What Causes Volume Spikes in Crypto
Volume spikes in the crypto world are like sudden surges in activity, but what triggers these surges can be as diverse as the crypto projects themselves and the current news cycle.
In the crypto realm, when a project receives some good news, like forging a new partnership or getting listed on a prominent exchange, it often experiences a volume spike. Think of it as catching the attention of a fresh crowd eager to get involved, and this heightened interest translates into a surge in trading activity and volume.
Conversely, when the news isn’t favorable, a project can still witness a volume spike. For instance, consider a scenario where a big player like MicroStrategy, which holds a significant amount of Bitcoin, announces they’re selling some of their holdings. Such news can trigger a dip in the cryptocurrency’s price, leading to increased trading volume as people react to the development.
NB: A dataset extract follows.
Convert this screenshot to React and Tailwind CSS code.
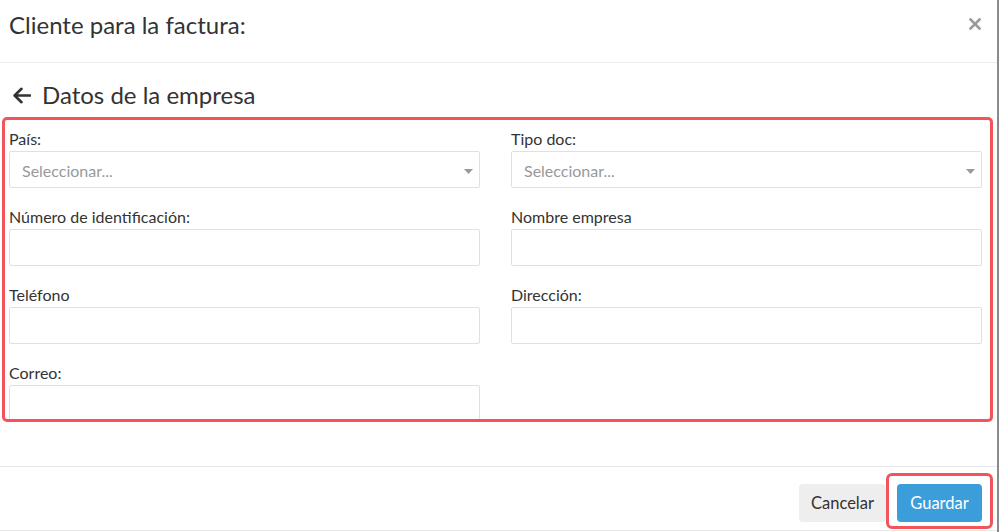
import React from "react";

function Label({ children }) {
  return <div className="h-[20px] leading-[20px] text-[16px] text-[#333] mb-[2px]">{children}</div>;
}

function Select() {
  return (
    <div className="relative h-[37px] border border-[#dde0e4] rounded-[2px] bg-white flex items-center pl-[12px] pt-[2px]">
      <span className="text-[16px] text-[#999]">Seleccionar...</span>
      <svg className="absolute right-[6px] top-[17px]" width="9" height="5" viewBox="0 0 9 5">
        <path d="M0 0 L9 0 L4.5 5 Z" fill="#999" />
      </svg>
    </div>
  );
}

function Input() {
  return <div className="h-[37px] border border-[#dde0e4] rounded-[2px] bg-white" />;
}

function Field({ label, children }) {
  return (
    <div className="mb-[19px]">
      <Label>{label}</Label>
      {children}
    </div>
  );
}

export default function App() {
  return (
    <div className="w-[1000px] h-[532px] bg-white flex overflow-hidden" style={{ fontFamily: "Lato, 'Open Sans', sans-serif" }}>
      <div className="w-[999px] h-[532px] flex flex-col border-r-[2px] border-[#8a8a8a]">
        {/* Header */}
        <div className="h-[63px] shrink-0 border-b border-[#ececec] flex items-start justify-between pl-[9px] pr-[16px] pt-[9px]">
          <div className="text-[24px] leading-[32px] text-[#333]">Cliente para la factura:</div>
          <svg className="mt-[9px]" width="12" height="12" viewBox="0 0 12 12">
            <path d="M1.5 1.5 L10.5 10.5 M10.5 1.5 L1.5 10.5" stroke="#9a9a9a" strokeWidth="2.6" strokeLinecap="square" />
          </svg>
        </div>

        {/* Body */}
        <div className="h-[403px] shrink-0 pt-[16px] pl-[2px] pr-[4px]">
          <div className="flex items-center h-[32px] pl-[10px] gap-[11px]">
            <svg width="19" height="17" viewBox="0 0 19 17">
              <path d="M18 8.5 H3 M9.5 1.8 L2.6 8.5 L9.5 15.2" fill="none" stroke="#333" strokeWidth="2.6" strokeLinecap="round" strokeLinejoin="round" />
            </svg>
            <span className="text-[24px] leading-[32px] text-[#333]">Datos de la empresa</span>
          </div>
          <div className="mt-[6px] h-[305px] border-[3px] border-[#f2545b] rounded-[5px] overflow-hidden pt-[9px] pl-[4px] pr-[8px]">
            <div className="grid grid-cols-2 gap-x-[31px]">
              <Field label="País:"><Select /></Field>
              <Field label="Tipo doc:"><Select /></Field>
              <Field label="Número de identificación:"><Input /></Field>
              <Field label="Nombre empresa"><Input /></Field>
              <Field label="Teléfono"><Input /></Field>
              <Field label="Dirección:"><Input /></Field>
              <Field label="Correo:"><Input /></Field>
            </div>
          </div>
        </div>

        {/* Footer */}
        <div className="h-[65px] shrink-0 border-t border-b border-[#e8e8e8] bg-white flex items-start justify-end pr-[4px] pt-[6px]">
          <button className="mt-[11px] h-[38px] w-[87px] rounded-[4px] bg-[#eeeeee] text-[16.5px] text-[#333]">
            Cancelar
          </button>
          <div className="h-[56px] border-[3px] border-[#f2545b] rounded-[6px] px-[8px] pt-[8px]">
            <button className="h-[38px] w-[85px] rounded-[4px] bg-[#3b9edb] text-[16.5px] text-white">
              Guardar
            </button>
          </div>
        </div>
      </div>
    </div>
  );
}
Bitcoin, in particular, has an interesting connection to Wall Street and traditional financial markets, especially tech stocks listed on the NASDAQ. When the NASDAQ is on a bull run, it tends to have an impact on Bitcoin’s price as well. The correlation here is strong, and Bitcoin often reflects the sentiment of the traditional financial markets.
In conclusion, trading volume is a vital metric in the crypto world, reflecting its importance in traditional finance. It informs us about market activity, liquidity, trends, and potential reversals. Understanding its impact on cryptocurrency and how it drives the prices up and down is essential for any new crypto trader. It is important to understand volume and the story it tells you about cryptocurrency in order to be successful in this market. It’s a key indicator that helps traders make informed decisions and devise improved trading strategies.